### WRITTEN TASK
Copy out the material below in full, but not its images.

### SOURCE MATERIAL

"""

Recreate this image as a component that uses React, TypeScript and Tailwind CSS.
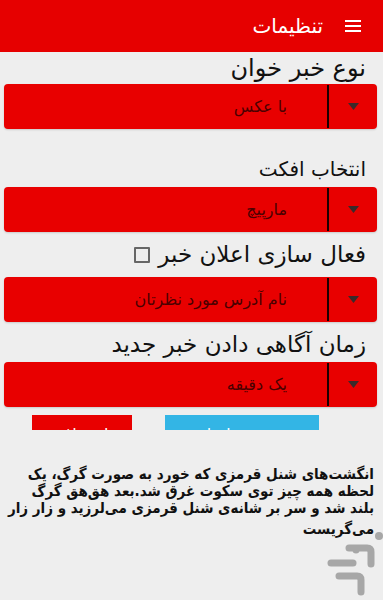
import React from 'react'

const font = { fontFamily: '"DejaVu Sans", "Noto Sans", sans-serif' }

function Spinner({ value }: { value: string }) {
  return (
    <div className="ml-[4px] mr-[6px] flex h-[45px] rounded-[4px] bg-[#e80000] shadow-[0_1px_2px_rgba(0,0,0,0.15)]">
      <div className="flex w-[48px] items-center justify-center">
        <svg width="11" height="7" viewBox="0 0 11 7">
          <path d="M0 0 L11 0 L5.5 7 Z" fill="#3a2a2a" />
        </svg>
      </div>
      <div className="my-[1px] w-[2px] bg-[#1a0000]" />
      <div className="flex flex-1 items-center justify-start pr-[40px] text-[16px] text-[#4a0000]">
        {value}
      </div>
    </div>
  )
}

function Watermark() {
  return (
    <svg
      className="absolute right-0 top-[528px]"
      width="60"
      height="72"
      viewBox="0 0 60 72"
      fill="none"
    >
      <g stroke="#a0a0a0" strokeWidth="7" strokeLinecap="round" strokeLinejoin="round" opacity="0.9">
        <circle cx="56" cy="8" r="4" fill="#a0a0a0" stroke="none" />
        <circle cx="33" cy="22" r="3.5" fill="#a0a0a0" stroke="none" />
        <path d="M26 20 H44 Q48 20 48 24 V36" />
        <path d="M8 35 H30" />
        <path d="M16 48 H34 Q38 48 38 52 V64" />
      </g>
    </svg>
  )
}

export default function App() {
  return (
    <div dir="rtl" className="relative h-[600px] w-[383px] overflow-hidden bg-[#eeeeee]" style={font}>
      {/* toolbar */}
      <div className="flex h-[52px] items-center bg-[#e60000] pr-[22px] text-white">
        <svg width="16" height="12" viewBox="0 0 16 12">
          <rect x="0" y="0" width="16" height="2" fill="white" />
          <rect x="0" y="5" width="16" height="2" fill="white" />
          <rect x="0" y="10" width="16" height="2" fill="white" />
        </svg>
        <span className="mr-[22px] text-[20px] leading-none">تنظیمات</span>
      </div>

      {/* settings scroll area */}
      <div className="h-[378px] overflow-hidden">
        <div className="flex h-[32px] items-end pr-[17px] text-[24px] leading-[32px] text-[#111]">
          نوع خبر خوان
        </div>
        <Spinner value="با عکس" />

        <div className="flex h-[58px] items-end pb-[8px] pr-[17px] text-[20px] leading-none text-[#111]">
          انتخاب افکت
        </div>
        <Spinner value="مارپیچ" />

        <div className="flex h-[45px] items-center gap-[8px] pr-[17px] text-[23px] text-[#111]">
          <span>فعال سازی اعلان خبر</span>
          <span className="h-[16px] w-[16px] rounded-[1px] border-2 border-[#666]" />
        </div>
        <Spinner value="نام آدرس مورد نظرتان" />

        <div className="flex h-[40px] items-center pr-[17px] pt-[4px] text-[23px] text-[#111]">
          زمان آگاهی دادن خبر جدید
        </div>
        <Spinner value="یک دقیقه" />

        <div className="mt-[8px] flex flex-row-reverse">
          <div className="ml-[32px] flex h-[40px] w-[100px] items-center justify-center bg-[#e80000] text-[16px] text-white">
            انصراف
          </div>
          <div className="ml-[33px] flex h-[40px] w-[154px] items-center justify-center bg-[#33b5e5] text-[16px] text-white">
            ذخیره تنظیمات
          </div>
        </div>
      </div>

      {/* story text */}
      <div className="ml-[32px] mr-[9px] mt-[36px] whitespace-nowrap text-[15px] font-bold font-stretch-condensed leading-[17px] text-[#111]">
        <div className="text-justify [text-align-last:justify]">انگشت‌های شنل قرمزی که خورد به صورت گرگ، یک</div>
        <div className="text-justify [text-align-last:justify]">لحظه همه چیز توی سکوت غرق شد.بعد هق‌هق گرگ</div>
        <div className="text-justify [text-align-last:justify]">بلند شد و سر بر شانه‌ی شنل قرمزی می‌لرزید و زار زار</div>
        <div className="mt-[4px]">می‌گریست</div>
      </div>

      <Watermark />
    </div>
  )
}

"""

### TASK RESULT
Recreate this image as a component that uses React, TypeScript and Tailwind CSS.
import React from 'react'

const font = { fontFamily: '"DejaVu Sans", "Noto Sans", sans-serif' }

function Spinner({ value }: { value: string }) {
  return (
    <div className="ml-[4px] mr-[6px] flex h-[45px] rounded-[4px] bg-[#e80000] shadow-[0_1px_2px_rgba(0,0,0,0.15)]">
      <div className="flex w-[48px] items-center justify-center">
        <svg width="11" height="7" viewBox="0 0 11 7">
          <path d="M0 0 L11 0 L5.5 7 Z" fill="#3a2a2a" />
        </svg>
      </div>
      <div className="my-[1px] w-[2px] bg-[#1a0000]" />
      <div className="flex flex-1 items-center justify-start pr-[40px] text-[16px] text-[#4a0000]">
        {value}
      </div>
    </div>
  )
}

function Watermark() {
  return (
    <svg
      className="absolute right-0 top-[528px]"
      width="60"
      height="72"
      viewBox="0 0 60 72"
      fill="none"
    >
      <g stroke="#a0a0a0" strokeWidth="7" strokeLinecap="round" strokeLinejoin="round" opacity="0.9">
        <circle cx="56" cy="8" r="4" fill="#a0a0a0" stroke="none" />
        <circle cx="33" cy="22" r="3.5" fill="#a0a0a0" stroke="none" />
        <path d="M26 20 H44 Q48 20 48 24 V36" />
        <path d="M8 35 H30" />
        <path d="M16 48 H34 Q38 48 38 52 V64" />
      </g>
    </svg>
  )
}

export default function App() {
  return (
    <div dir="rtl" className="relative h-[600px] w-[383px] overflow-hidden bg-[#eeeeee]" style={font}>
      {/* toolbar */}
      <div className="flex h-[52px] items-center bg-[#e60000] pr-[22px] text-white">
        <svg width="16" height="12" viewBox="0 0 16 12">
          <rect x="0" y="0" width="16" height="2" fill="white" />
          <rect x="0" y="5" width="16" height="2" fill="white" />
          <rect x="0" y="10" width="16" height="2" fill="white" />
        </svg>
        <span className="mr-[22px] text-[20px] leading-none">تنظیمات</span>
      </div>

      {/* settings scroll area */}
      <div className="h-[378px] overflow-hidden">
        <div className="flex h-[32px] items-end pr-[17px] text-[24px] leading-[32px] text-[#111]">
          نوع خبر خوان
        </div>
        <Spinner value="با عکس" />

        <div className="flex h-[58px] items-end pb-[8px] pr-[17px] text-[20px] leading-none text-[#111]">
          انتخاب افکت
        </div>
        <Spinner value="مارپیچ" />

        <div className="flex h-[45px] items-center gap-[8px] pr-[17px] text-[23px] text-[#111]">
          <span>فعال سازی اعلان خبر</span>
          <span className="h-[16px] w-[16px] rounded-[1px] border-2 border-[#666]" />
        </div>
        <Spinner value="نام آدرس مورد نظرتان" />

        <div className="flex h-[40px] items-center pr-[17px] pt-[4px] text-[23px] text-[#111]">
          زمان آگاهی دادن خبر جدید
        </div>
        <Spinner value="یک دقیقه" />

        <div className="mt-[8px] flex flex-row-reverse">
          <div className="ml-[32px] flex h-[40px] w-[100px] items-center justify-center bg-[#e80000] text-[16px] text-white">
            انصراف
          </div>
          <div className="ml-[33px] flex h-[40px] w-[154px] items-center justify-center bg-[#33b5e5] text-[16px] text-white">
            ذخیره تنظیمات
          </div>
        </div>
      </div>

      {/* story text */}
      <div className="ml-[32px] mr-[9px] mt-[36px] whitespace-nowrap text-[15px] font-bold font-stretch-condensed leading-[17px] text-[#111]">
        <div className="text-justify [text-align-last:justify]">انگشت‌های شنل قرمزی که خورد به صورت گرگ، یک</div>
        <div className="text-justify [text-align-last:justify]">لحظه همه چیز توی سکوت غرق شد.بعد هق‌هق گرگ</div>
        <div className="text-justify [text-align-last:justify]">بلند شد و سر بر شانه‌ی شنل قرمزی می‌لرزید و زار زار</div>
        <div className="mt-[4px]">می‌گریست</div>
      </div>

      <Watermark />
    </div>
  )
}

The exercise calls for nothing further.